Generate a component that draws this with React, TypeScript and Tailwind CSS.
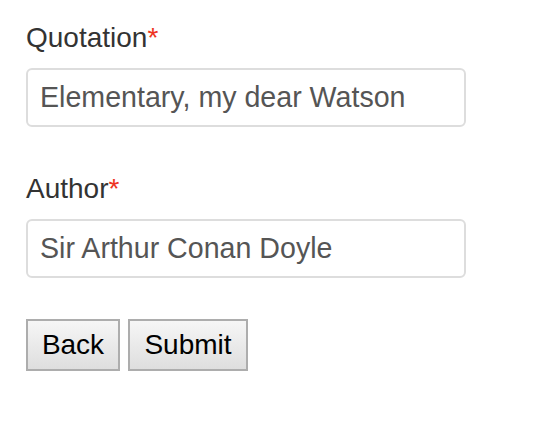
export default function App() {
  return (
    <div className="min-h-screen bg-white pl-[26px] pt-[22px] font-['Liberation_Sans',Arial,sans-serif] text-[#333]">
      <form className="w-[440px]" onSubmit={(e) => e.preventDefault()}>
        <div className="mb-[46px]">
          <label className="block text-[28px] leading-[32px] mb-[14px]">
            Quotation<span className="text-[#e32]">*</span>
          </label>
          <input
            type="text"
            defaultValue="Elementary, my dear Watson"
            className="block h-[59px] w-full rounded-[6px] border-2 border-[#ddd] bg-white px-[12px] text-[28.6px] text-[#555] outline-none"
          />
        </div>
        <div className="mb-[41px]">
          <label className="block text-[28px] leading-[32px] mb-[14px]">
            Author<span className="text-[#e32]">*</span>
          </label>
          <input
            type="text"
            defaultValue="Sir Arthur Conan Doyle"
            className="block h-[59px] w-full rounded-[6px] border-2 border-[#ddd] bg-white px-[12px] text-[28.6px] text-[#555] outline-none"
          />
        </div>
        <div className="flex gap-[8px]">
          <button
            type="button"
            className="h-[52px] w-[94px] border-2 border-[#adadad] bg-gradient-to-b from-[#f6f6f6] to-[#dedede] text-[28px] text-black"
          >
            Back
          </button>
          <button
            type="submit"
            className="h-[52px] w-[120px] border-2 border-[#adadad] bg-gradient-to-b from-[#f6f6f6] to-[#dedede] text-[28px] text-black"
          >
            Submit
          </button>
        </div>
      </form>
    </div>
  );
}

* **TASK DESCRIPTION**
Repeat the listing above exactly, with no pictures.

* **TASK OUTPUT**
Generate a component that draws this with React, TypeScript and Tailwind CSS.
export default function App() {
  return (
    <div className="min-h-screen bg-white pl-[26px] pt-[22px] font-['Liberation_Sans',Arial,sans-serif] text-[#333]">
      <form className="w-[440px]" onSubmit={(e) => e.preventDefault()}>
        <div className="mb-[46px]">
          <label className="block text-[28px] leading-[32px] mb-[14px]">
            Quotation<span className="text-[#e32]">*</span>
          </label>
          <input
            type="text"
            defaultValue="Elementary, my dear Watson"
            className="block h-[59px] w-full rounded-[6px] border-2 border-[#ddd] bg-white px-[12px] text-[28.6px] text-[#555] outline-none"
          />
        </div>
        <div className="mb-[41px]">
          <label className="block text-[28px] leading-[32px] mb-[14px]">
            Author<span className="text-[#e32]">*</span>
          </label>
          <input
            type="text"
            defaultValue="Sir Arthur Conan Doyle"
            className="block h-[59px] w-full rounded-[6px] border-2 border-[#ddd] bg-white px-[12px] text-[28.6px] text-[#555] outline-none"
          />
        </div>
        <div className="flex gap-[8px]">
          <button
            type="button"
            className="h-[52px] w-[94px] border-2 border-[#adadad] bg-gradient-to-b from-[#f6f6f6] to-[#dedede] text-[28px] text-black"
          >
            Back
          </button>
          <button
            type="submit"
            className="h-[52px] w-[120px] border-2 border-[#adadad] bg-gradient-to-b from-[#f6f6f6] to-[#dedede] text-[28px] text-black"
          >
            Submit
          </button>
        </div>
      </form>
    </div>
  );
}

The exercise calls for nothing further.